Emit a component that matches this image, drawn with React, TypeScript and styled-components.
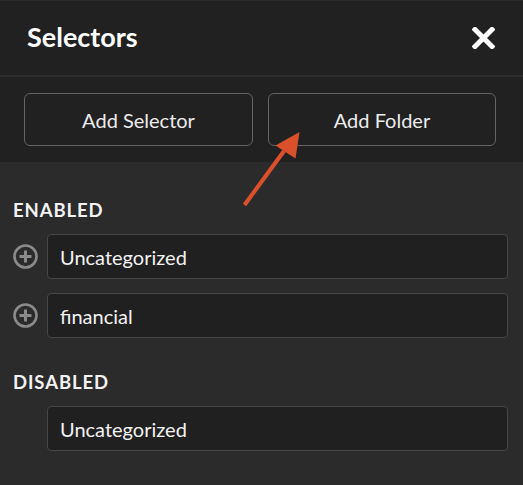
import React from "react";
import styled, { createGlobalStyle } from "styled-components";

const Global = createGlobalStyle`
  html, body { margin: 0; padding: 0; background: #2b2b2b; }
  body { font-family: Lato, "Noto Sans", sans-serif; }
  * { box-sizing: border-box; }
`;

const Panel = styled.div`
  position: relative;
  width: 523px;
  height: 485px;
  overflow: hidden;
  background: #2b2b2b;
  display: flex;
  flex-direction: column;
  border-top: 1px solid #2c2c2c;
`;

const Header = styled.div`
  height: 76px;
  flex: none;
  background: #212121;
  border-bottom: 2px solid #2d2d2d;
  display: flex;
  align-items: center;
  justify-content: space-between;
  padding: 0 28px 0 27px;
`;

const Title = styled.h1`
  margin: 0;
  font-size: 27px;
  font-weight: 700;
  color: #ffffff;
  line-height: 30px;
  padding-bottom: 3px;
`;

const CloseButton = styled.button`
  background: none;
  border: none;
  padding: 0;
  width: 23px;
  height: 22px;
  display: flex;
  cursor: pointer;
  margin-bottom: 1px;
`;

const Toolbar = styled.div`
  background: #212121;
  flex: none;
  display: grid;
  grid-template-columns: 229px 228px;
  column-gap: 15px;
  padding: 16px 27px 16px 24px;
`;

const ToolButton = styled.button`
  height: 53px;
  background: #212121;
  border: 1px solid #646464;
  border-radius: 6px;
  color: #ececec;
  font-family: Lato, "Noto Sans", sans-serif;
  font-size: 20px;
  cursor: pointer;
`;

const Content = styled.div`
  flex: 1;
  padding: 38px 15px 0 13px;
  display: flex;
  flex-direction: column;
`;

const SectionLabel = styled.div<{ $top?: number }>`
  font-size: 18.5px;
  font-weight: 700;
  letter-spacing: 0.9px;
  color: #f2f2f2;
  line-height: 20px;
  margin-top: ${(p) => p.$top ?? 0}px;
  margin-bottom: 14px;
`;

const List = styled.div`
  display: flex;
  flex-direction: column;
  gap: 14px;
`;

const Row = styled.div`
  display: flex;
  align-items: center;
  gap: 9px;
`;

const IconSlot = styled.div`
  width: 25px;
  height: 25px;
  flex: none;
  display: flex;
  align-items: center;
  justify-content: center;
`;

const Field = styled.div`
  flex: 1;
  height: 45px;
  background: #202020;
  border: 1px solid #474747;
  border-radius: 4px;
  display: flex;
  align-items: center;
  padding: 0 12px;
  color: #f2f2f2;
  font-size: 20px;
`;

const ArrowOverlay = styled.svg`
  position: absolute;
  left: 0;
  top: 0;
  pointer-events: none;
`;

const PlusCircle = () => (
  <svg width="25" height="25" viewBox="0 0 25 25">
    <circle cx="12.5" cy="12.5" r="11" fill="none" stroke="#8a8a8a" strokeWidth="2.6" />
    <path d="M12.5 6.5v12M6.5 12.5h12" stroke="#8a8a8a" strokeWidth="3" />
  </svg>
);

const CloseIcon = () => (
  <svg width="23" height="22" viewBox="0 0 23 22">
    <path d="M3 2.5L20 19.5M20 2.5L3 19.5" stroke="#ffffff" strokeWidth="5" strokeLinecap="square" />
  </svg>
);

type Item = { name: string; icon: boolean };

const enabled: Item[] = [
  { name: "Uncategorized", icon: true },
  { name: "financial", icon: true },
];
const disabled: Item[] = [{ name: "Uncategorized", icon: false }];

const ItemRow = ({ item }: { item: Item }) => (
  <Row>
    <IconSlot>{item.icon && <PlusCircle />}</IconSlot>
    <Field>{item.name}</Field>
  </Row>
);

export default function App() {
  return (
    <>
      <Global />
      <Panel>
        <Header>
          <Title>Selectors</Title>
          <CloseButton aria-label="Close">
            <CloseIcon />
          </CloseButton>
        </Header>
        <Toolbar>
          <ToolButton>Add Selector</ToolButton>
          <ToolButton>Add Folder</ToolButton>
        </Toolbar>
        <Content>
          <SectionLabel>ENABLED</SectionLabel>
          <List>
            {enabled.map((it, i) => (
              <ItemRow key={i} item={it} />
            ))}
          </List>
          <SectionLabel $top={34}>DISABLED</SectionLabel>
          <List>
            {disabled.map((it, i) => (
              <ItemRow key={i} item={it} />
            ))}
          </List>
        </Content>
        <ArrowOverlay width="523" height="485" viewBox="0 0 523 485">
          <path d="M244.5 204L284 150" stroke="#d9502b" strokeWidth="4.2" />
          <path d="M299.5 131L275.5 144.5L295.5 157.5Z" fill="#d9502b" />
        </ArrowOverlay>
      </Panel>
    </>
  );
}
——
*SHORT EXERCISE:* Write out the material above once more, exactly as it reads, with no pictures.

*CORRECT RESULT:*
Emit a component that matches this image, drawn with React, TypeScript and styled-components.
import React from "react";
import styled, { createGlobalStyle } from "styled-components";

const Global = createGlobalStyle`
  html, body { margin: 0; padding: 0; background: #2b2b2b; }
  body { font-family: Lato, "Noto Sans", sans-serif; }
  * { box-sizing: border-box; }
`;

const Panel = styled.div`
  position: relative;
  width: 523px;
  height: 485px;
  overflow: hidden;
  background: #2b2b2b;
  display: flex;
  flex-direction: column;
  border-top: 1px solid #2c2c2c;
`;

const Header = styled.div`
  height: 76px;
  flex: none;
  background: #212121;
  border-bottom: 2px solid #2d2d2d;
  display: flex;
  align-items: center;
  justify-content: space-between;
  padding: 0 28px 0 27px;
`;

const Title = styled.h1`
  margin: 0;
  font-size: 27px;
  font-weight: 700;
  color: #ffffff;
  line-height: 30px;
  padding-bottom: 3px;
`;

const CloseButton = styled.button`
  background: none;
  border: none;
  padding: 0;
  width: 23px;
  height: 22px;
  display: flex;
  cursor: pointer;
  margin-bottom: 1px;
`;

const Toolbar = styled.div`
  background: #212121;
  flex: none;
  display: grid;
  grid-template-columns: 229px 228px;
  column-gap: 15px;
  padding: 16px 27px 16px 24px;
`;

const ToolButton = styled.button`
  height: 53px;
  background: #212121;
  border: 1px solid #646464;
  border-radius: 6px;
  color: #ececec;
  font-family: Lato, "Noto Sans", sans-serif;
  font-size: 20px;
  cursor: pointer;
`;

const Content = styled.div`
  flex: 1;
  padding: 38px 15px 0 13px;
  display: flex;
  flex-direction: column;
`;

const SectionLabel = styled.div<{ $top?: number }>`
  font-size: 18.5px;
  font-weight: 700;
  letter-spacing: 0.9px;
  color: #f2f2f2;
  line-height: 20px;
  margin-top: ${(p) => p.$top ?? 0}px;
  margin-bottom: 14px;
`;

const List = styled.div`
  display: flex;
  flex-direction: column;
  gap: 14px;
`;

const Row = styled.div`
  display: flex;
  align-items: center;
  gap: 9px;
`;

const IconSlot = styled.div`
  width: 25px;
  height: 25px;
  flex: none;
  display: flex;
  align-items: center;
  justify-content: center;
`;

const Field = styled.div`
  flex: 1;
  height: 45px;
  background: #202020;
  border: 1px solid #474747;
  border-radius: 4px;
  display: flex;
  align-items: center;
  padding: 0 12px;
  color: #f2f2f2;
  font-size: 20px;
`;

const ArrowOverlay = styled.svg`
  position: absolute;
  left: 0;
  top: 0;
  pointer-events: none;
`;

const PlusCircle = () => (
  <svg width="25" height="25" viewBox="0 0 25 25">
    <circle cx="12.5" cy="12.5" r="11" fill="none" stroke="#8a8a8a" strokeWidth="2.6" />
    <path d="M12.5 6.5v12M6.5 12.5h12" stroke="#8a8a8a" strokeWidth="3" />
  </svg>
);

const CloseIcon = () => (
  <svg width="23" height="22" viewBox="0 0 23 22">
    <path d="M3 2.5L20 19.5M20 2.5L3 19.5" stroke="#ffffff" strokeWidth="5" strokeLinecap="square" />
  </svg>
);

type Item = { name: string; icon: boolean };

const enabled: Item[] = [
  { name: "Uncategorized", icon: true },
  { name: "financial", icon: true },
];
const disabled: Item[] = [{ name: "Uncategorized", icon: false }];

const ItemRow = ({ item }: { item: Item }) => (
  <Row>
    <IconSlot>{item.icon && <PlusCircle />}</IconSlot>
    <Field>{item.name}</Field>
  </Row>
);

export default function App() {
  return (
    <>
      <Global />
      <Panel>
        <Header>
          <Title>Selectors</Title>
          <CloseButton aria-label="Close">
            <CloseIcon />
          </CloseButton>
        </Header>
        <Toolbar>
          <ToolButton>Add Selector</ToolButton>
          <ToolButton>Add Folder</ToolButton>
        </Toolbar>
        <Content>
          <SectionLabel>ENABLED</SectionLabel>
          <List>
            {enabled.map((it, i) => (
              <ItemRow key={i} item={it} />
            ))}
          </List>
          <SectionLabel $top={34}>DISABLED</SectionLabel>
          <List>
            {disabled.map((it, i) => (
              <ItemRow key={i} item={it} />
            ))}
          </List>
        </Content>
        <ArrowOverlay width="523" height="485" viewBox="0 0 523 485">
          <path d="M244.5 204L284 150" stroke="#d9502b" strokeWidth="4.2" />
          <path d="M299.5 131L275.5 144.5L295.5 157.5Z" fill="#d9502b" />
        </ArrowOverlay>
      </Panel>
    </>
  );
}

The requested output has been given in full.